VIDFLIX is building a living archive of culture, wilderness and memory across India and Africa.

February 18, 2026

Cultural Essay

The Language of Beads

The first thing you notice is the colour. The second, if you stay long enough to be told, is that the colour means something.

Among the Maasai, beadwork is not decoration. It is a system of signs worn openly on the body, communicating age, marital status, social standing and occasion to anyone with the literacy to read it. Red speaks of bravery and unity; white of peace and purity; blue of the sky and the rains it brings. The arrangement matters as much as the hue. A young woman's collar says one thing; a married woman's says another. A piece made for a ceremony is not the piece made for a market.

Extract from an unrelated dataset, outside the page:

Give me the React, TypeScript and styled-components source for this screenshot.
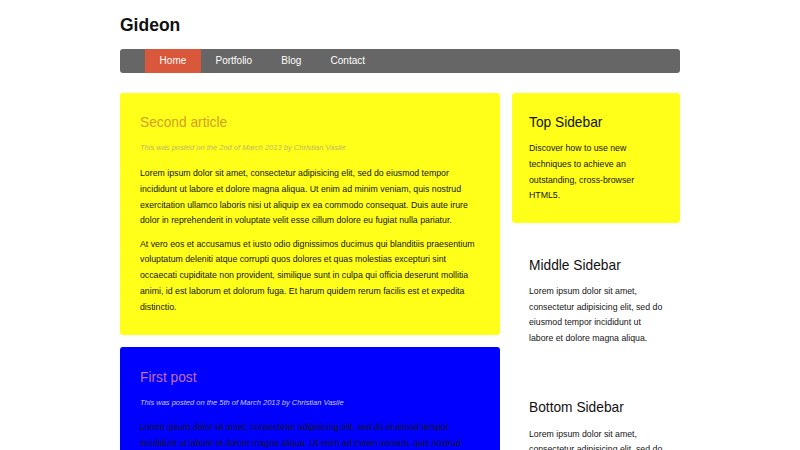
import React from "react";
import styled, { createGlobalStyle } from "styled-components";

const Global = createGlobalStyle`
  html, body { margin: 0; padding: 0; background: #fff; }
  body {
    font-family: "Liberation Sans", Arial, sans-serif;
    color: #222;
  }
  * { box-sizing: border-box; }
`;

const Page = styled.div`
  width: 560px;
  margin: 0 auto;
  padding-top: 14.6px;
`;

const SiteTitle = styled.h1`
  margin: 0;
  font-size: 17.5px;
  line-height: 20px;
  font-weight: bold;
  color: #111;
`;

const NavBar = styled.nav`
  margin-top: 14.4px;
  height: 24px;
  background: #666;
  border-radius: 3px;
  display: flex;
  padding-left: 25px;
`;

const NavItem = styled.a<{ $active?: boolean }>`
  display: block;
  padding: 0 14.6px;
  line-height: 24px;
  font-size: 10px;
  color: #fff;
  text-decoration: none;
  background: ${(p) => (p.$active ? "#d9583b" : "transparent")};
`;

const Layout = styled.div`
  margin-top: 20px;
  display: grid;
  grid-template-columns: 380px 168px;
  column-gap: 12px;
  align-items: start;
`;

const MainCol = styled.main`
  display: flex;
  flex-direction: column;
  gap: 12px;
`;

const Article = styled.article<{ $bg: string }>`
  background: ${(p) => p.$bg};
  border-radius: 3px;
  padding: 20.5px 20px 20px;
`;

const ArticleTitle = styled.h2<{ $color: string }>`
  margin: 0;
  font-size: 13.75px;
  line-height: 19px;
  font-weight: normal;
  color: ${(p) => p.$color};
`;

const Meta = styled.p<{ $color: string }>`
  margin: 8.8px 0 11.3px;
  font-size: 7.5px;
  line-height: 13.5px;
  font-style: italic;
  color: ${(p) => p.$color};
`;

const Para = styled.p`
  margin: 0 0 7.5px;
  font-size: 8.75px;
  line-height: 15.75px;
  color: #151515;
  &:last-child { margin-bottom: 0; }
`;

const SideCol = styled.aside`
  display: flex;
  flex-direction: column;
  gap: 12.5px;
`;

const SideBlock = styled.section<{ $bg?: string }>`
  background: ${(p) => p.$bg || "transparent"};
  border-radius: 3px;
  padding: 21px 14.5px 19px 17px;
`;

const SideTitle = styled.h3`
  margin: 0 0 9.4px;
  font-size: 13.75px;
  line-height: 18px;
  font-weight: normal;
  color: #111;
`;

const SideText = styled.p`
  margin: 0;
  font-size: 8.75px;
  line-height: 15.67px;
  color: #151515;
`;

const lorem1 =
  "Lorem ipsum dolor sit amet, consectetur adipisicing elit, sed do eiusmod tempor incididunt ut labore et dolore magna aliqua. Ut enim ad minim veniam, quis nostrud exercitation ullamco laboris nisi ut aliquip ex ea commodo consequat. Duis aute irure dolor in reprehenderit in voluptate velit esse cillum dolore eu fugiat nulla pariatur.";
const lorem2 =
  "At vero eos et accusamus et iusto odio dignissimos ducimus qui blanditiis praesentium voluptatum deleniti atque corrupti quos dolores et quas molestias excepturi sint occaecati cupiditate non provident, similique sunt in culpa qui officia deserunt mollitia animi, id est laborum et dolorum fuga. Et harum quidem rerum facilis est et expedita distinctio.";
const sideLorem =
  "Lorem ipsum dolor sit amet, consectetur adipisicing elit, sed do eiusmod tempor incididunt ut labore et dolore magna aliqua.";

const articles = [
  {
    title: "Second article",
    meta: "This was posted on the 2nd of March 2013 by Christian Vasile",
    bg: "#ffff19",
    titleColor: "#d39f22",
    metaColor: "#bdb766",
  },
  {
    title: "First post",
    meta: "This was posted on the 5th of March 2013 by Christian Vasile",
    bg: "#0000ff",
    titleColor: "#c16fc6",
    metaColor: "#c8c8f0",
  },
];

export default function App() {
  return (
    <>
      <Global />
      <Page>
        <SiteTitle>Gideon</SiteTitle>
        <NavBar>
          <NavItem href="#" $active>Home</NavItem>
          <NavItem href="#">Portfolio</NavItem>
          <NavItem href="#">Blog</NavItem>
          <NavItem href="#">Contact</NavItem>
        </NavBar>
        <Layout>
          <MainCol>
            {articles.map((a) => (
              <Article key={a.title} $bg={a.bg}>
                <ArticleTitle $color={a.titleColor}>{a.title}</ArticleTitle>
                <Meta $color={a.metaColor}>{a.meta}</Meta>
                <Para>{lorem1}</Para>
                <Para>{lorem2}</Para>
              </Article>
            ))}
          </MainCol>
          <SideCol>
            <SideBlock $bg="#ffff19">
              <SideTitle>Top Sidebar</SideTitle>
              <SideText>
                Discover how to use new techniques to achieve an outstanding,
                cross-browser HTML5.
              </SideText>
            </SideBlock>
            <SideBlock>
              <SideTitle>Middle Sidebar</SideTitle>
              <SideText>{sideLorem}</SideText>
            </SideBlock>
            <SideBlock>
              <SideTitle>Bottom Sidebar</SideTitle>
              <SideText>{sideLorem}</SideText>
            </SideBlock>
          </SideCol>
        </Layout>
      </Page>
    </>
  );
}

We sat with a beadwork artist in the shade of her home while she worked. Her hands moved with the unconscious speed of a lifetime's practice, threading tiny glass beads onto wire, building a pattern she did not need to think about because she had made it a thousand times. She talked while she worked — about her mother, who taught her, and the girls she is now teaching in turn.

But she drew a distinction that has stayed with us. To make the beadwork, she said, is one thing. To read it is another. The girls are learning the craft — the threading, the colours, the shapes. What is harder to pass on is the grammar: the why behind each choice, the meaning a piece carries to the community that sees it. As ready-made jewellery spreads and the old occasions for wearing the work recede, it is the reading, not the making, that is most at risk.

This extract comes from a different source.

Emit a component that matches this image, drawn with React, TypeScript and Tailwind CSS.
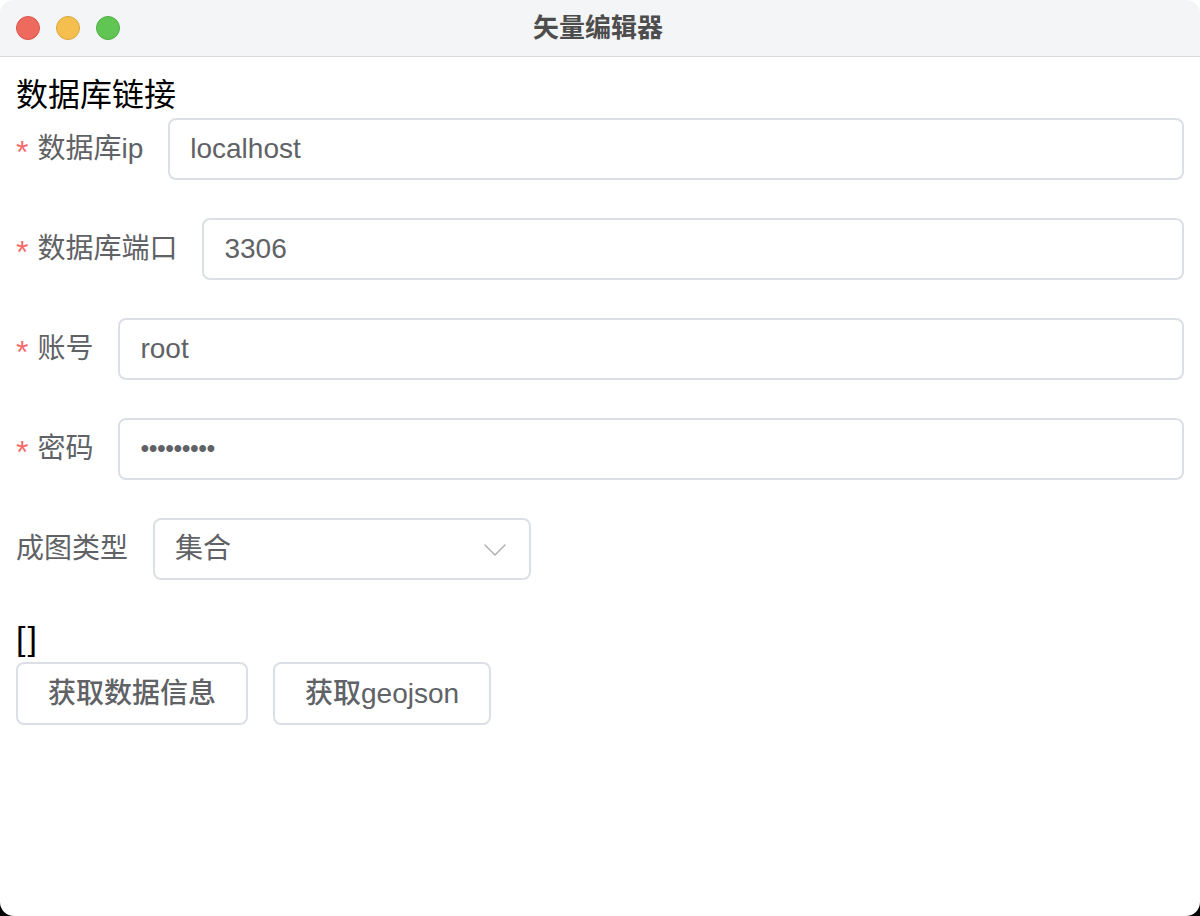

This is the quiet form that cultural loss often takes. Nobody decides to stop. The objects survive, even multiply. But the meaning behind them thins generation by generation until one day the pattern is just a pattern — beautiful, saleable, and silent.

So we recorded both: the making and the meaning. The hands at work, yes, but also the long explanation of what each colour says and when each piece is worn. A photograph of beadwork preserves the object. We were after the language.